Directions for this task.
Copy only what lies from the line containing "Output the component" through the line containing "import React from 'react';" in the entries below, keeping both end lines exact and dropping every picture.

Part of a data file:
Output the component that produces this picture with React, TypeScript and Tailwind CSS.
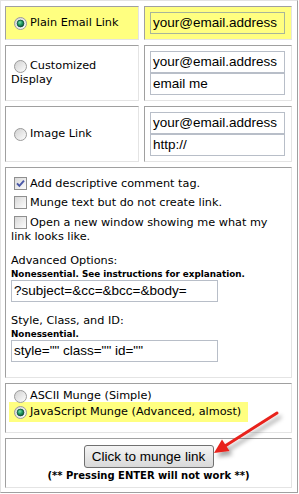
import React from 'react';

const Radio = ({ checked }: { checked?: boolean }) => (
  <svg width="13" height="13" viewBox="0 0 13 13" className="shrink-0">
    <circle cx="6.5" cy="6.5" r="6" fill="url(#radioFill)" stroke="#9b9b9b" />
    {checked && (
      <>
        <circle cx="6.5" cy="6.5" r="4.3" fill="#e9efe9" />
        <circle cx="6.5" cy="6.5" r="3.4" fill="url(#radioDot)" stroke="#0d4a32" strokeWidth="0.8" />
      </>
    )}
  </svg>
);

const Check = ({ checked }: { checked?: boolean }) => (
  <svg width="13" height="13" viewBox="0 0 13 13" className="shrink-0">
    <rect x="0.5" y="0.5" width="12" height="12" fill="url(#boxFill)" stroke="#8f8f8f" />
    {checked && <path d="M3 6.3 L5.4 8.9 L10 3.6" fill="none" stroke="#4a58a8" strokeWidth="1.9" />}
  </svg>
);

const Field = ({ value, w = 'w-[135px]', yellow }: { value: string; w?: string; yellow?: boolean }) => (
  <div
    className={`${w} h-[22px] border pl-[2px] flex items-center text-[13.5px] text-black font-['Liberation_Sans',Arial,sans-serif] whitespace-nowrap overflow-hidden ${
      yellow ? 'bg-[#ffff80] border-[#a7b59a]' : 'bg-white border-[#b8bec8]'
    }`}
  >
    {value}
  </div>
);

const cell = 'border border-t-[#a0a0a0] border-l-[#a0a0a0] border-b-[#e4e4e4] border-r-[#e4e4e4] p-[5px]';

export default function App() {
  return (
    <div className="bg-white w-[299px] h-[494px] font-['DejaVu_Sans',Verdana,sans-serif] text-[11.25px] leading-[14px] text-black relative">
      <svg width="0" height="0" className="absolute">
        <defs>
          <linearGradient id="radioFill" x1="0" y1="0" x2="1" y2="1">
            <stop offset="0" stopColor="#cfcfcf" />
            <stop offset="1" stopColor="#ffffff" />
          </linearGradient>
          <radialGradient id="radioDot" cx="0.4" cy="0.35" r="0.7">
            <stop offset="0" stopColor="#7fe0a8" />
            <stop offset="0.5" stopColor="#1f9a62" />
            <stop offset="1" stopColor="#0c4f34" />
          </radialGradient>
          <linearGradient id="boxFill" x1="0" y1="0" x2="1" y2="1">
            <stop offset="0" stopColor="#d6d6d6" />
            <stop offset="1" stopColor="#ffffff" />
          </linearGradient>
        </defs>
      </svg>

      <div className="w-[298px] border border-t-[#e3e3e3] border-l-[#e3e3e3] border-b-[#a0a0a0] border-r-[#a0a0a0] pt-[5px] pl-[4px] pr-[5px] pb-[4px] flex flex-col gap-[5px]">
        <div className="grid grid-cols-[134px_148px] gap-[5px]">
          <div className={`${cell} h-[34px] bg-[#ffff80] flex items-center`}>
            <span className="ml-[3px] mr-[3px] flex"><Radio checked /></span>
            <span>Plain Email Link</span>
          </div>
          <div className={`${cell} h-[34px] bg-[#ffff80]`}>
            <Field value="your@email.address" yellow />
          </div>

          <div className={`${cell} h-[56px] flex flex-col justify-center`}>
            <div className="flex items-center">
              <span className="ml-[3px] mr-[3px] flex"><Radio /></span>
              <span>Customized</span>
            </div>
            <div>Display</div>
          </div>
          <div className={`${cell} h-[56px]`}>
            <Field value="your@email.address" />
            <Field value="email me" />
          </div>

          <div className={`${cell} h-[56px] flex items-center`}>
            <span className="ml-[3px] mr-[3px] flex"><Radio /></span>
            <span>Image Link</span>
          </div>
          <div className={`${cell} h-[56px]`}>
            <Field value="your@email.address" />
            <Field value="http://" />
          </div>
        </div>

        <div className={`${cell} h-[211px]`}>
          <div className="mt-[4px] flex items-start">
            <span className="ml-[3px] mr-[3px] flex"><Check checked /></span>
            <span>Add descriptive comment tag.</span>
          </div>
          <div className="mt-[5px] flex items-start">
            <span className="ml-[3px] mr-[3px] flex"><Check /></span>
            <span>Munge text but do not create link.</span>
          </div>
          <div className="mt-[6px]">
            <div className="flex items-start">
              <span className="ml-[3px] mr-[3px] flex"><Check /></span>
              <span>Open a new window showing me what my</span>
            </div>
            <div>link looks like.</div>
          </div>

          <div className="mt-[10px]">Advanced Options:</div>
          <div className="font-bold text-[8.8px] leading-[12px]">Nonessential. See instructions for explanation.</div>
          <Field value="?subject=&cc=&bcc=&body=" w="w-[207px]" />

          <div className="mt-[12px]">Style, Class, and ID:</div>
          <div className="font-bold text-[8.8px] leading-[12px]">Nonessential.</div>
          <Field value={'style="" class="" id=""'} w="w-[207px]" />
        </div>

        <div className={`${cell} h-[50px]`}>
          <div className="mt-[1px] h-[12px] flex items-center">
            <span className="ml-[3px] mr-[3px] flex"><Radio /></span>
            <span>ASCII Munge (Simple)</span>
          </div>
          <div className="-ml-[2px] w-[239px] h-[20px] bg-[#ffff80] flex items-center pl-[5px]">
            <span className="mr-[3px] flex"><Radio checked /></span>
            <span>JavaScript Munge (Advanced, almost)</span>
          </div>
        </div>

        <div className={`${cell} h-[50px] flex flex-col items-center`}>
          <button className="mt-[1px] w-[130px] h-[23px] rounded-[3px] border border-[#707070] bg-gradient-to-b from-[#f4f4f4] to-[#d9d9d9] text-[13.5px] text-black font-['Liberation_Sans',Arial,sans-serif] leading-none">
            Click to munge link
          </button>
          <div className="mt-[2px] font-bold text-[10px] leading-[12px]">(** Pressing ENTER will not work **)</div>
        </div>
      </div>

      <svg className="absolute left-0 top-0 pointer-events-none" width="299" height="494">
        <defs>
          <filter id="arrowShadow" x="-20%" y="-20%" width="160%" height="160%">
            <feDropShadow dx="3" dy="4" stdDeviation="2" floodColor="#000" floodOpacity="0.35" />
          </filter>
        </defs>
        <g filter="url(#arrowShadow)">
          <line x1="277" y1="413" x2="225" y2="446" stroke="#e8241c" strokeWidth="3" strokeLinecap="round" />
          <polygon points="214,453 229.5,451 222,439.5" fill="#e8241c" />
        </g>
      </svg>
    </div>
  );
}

...

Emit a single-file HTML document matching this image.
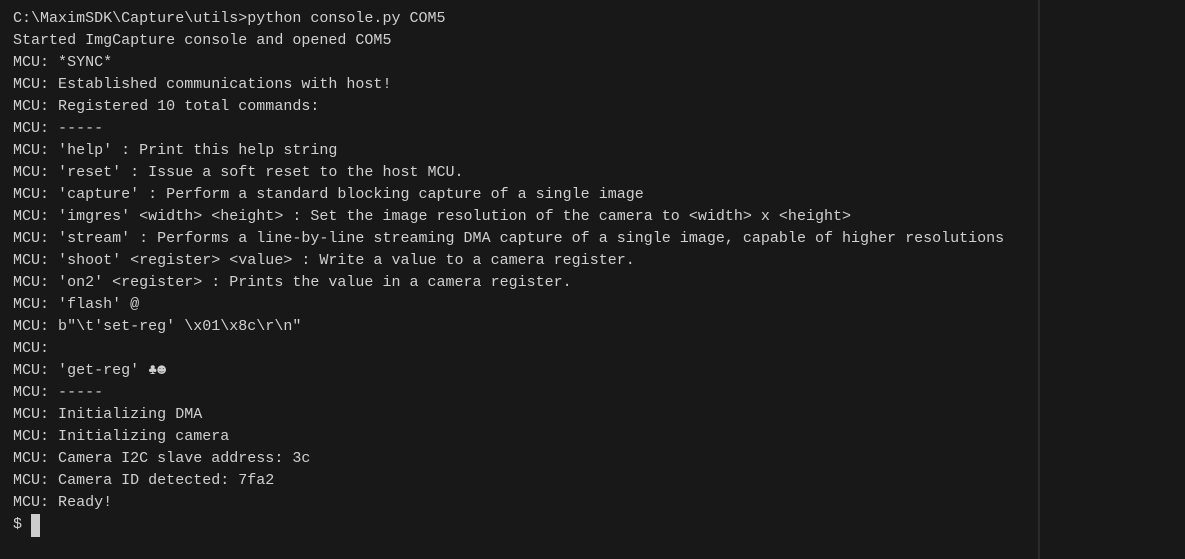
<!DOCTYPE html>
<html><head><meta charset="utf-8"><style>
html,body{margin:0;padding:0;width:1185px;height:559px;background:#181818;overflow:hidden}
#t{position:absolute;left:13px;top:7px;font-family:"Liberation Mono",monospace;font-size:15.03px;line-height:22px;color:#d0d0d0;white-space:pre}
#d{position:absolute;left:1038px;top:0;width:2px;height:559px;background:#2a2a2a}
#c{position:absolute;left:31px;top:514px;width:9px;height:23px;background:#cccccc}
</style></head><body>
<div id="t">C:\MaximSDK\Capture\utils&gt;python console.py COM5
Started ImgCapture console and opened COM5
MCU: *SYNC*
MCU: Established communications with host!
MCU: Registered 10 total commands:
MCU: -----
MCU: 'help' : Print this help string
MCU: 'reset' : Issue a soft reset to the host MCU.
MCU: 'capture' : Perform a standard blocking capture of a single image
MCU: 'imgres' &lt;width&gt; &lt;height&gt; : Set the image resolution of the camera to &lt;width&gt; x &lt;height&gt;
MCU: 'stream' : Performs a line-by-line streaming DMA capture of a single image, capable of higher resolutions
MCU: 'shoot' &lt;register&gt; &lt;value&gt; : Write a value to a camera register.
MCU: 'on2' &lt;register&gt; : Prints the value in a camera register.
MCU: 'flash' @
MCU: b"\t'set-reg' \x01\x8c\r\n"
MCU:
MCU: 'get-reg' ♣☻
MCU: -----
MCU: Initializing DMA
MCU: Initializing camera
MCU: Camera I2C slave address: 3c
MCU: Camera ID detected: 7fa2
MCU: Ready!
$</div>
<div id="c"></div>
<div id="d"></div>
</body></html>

Output below.
Output the component that produces this picture with React, TypeScript and Tailwind CSS.
import React from 'react';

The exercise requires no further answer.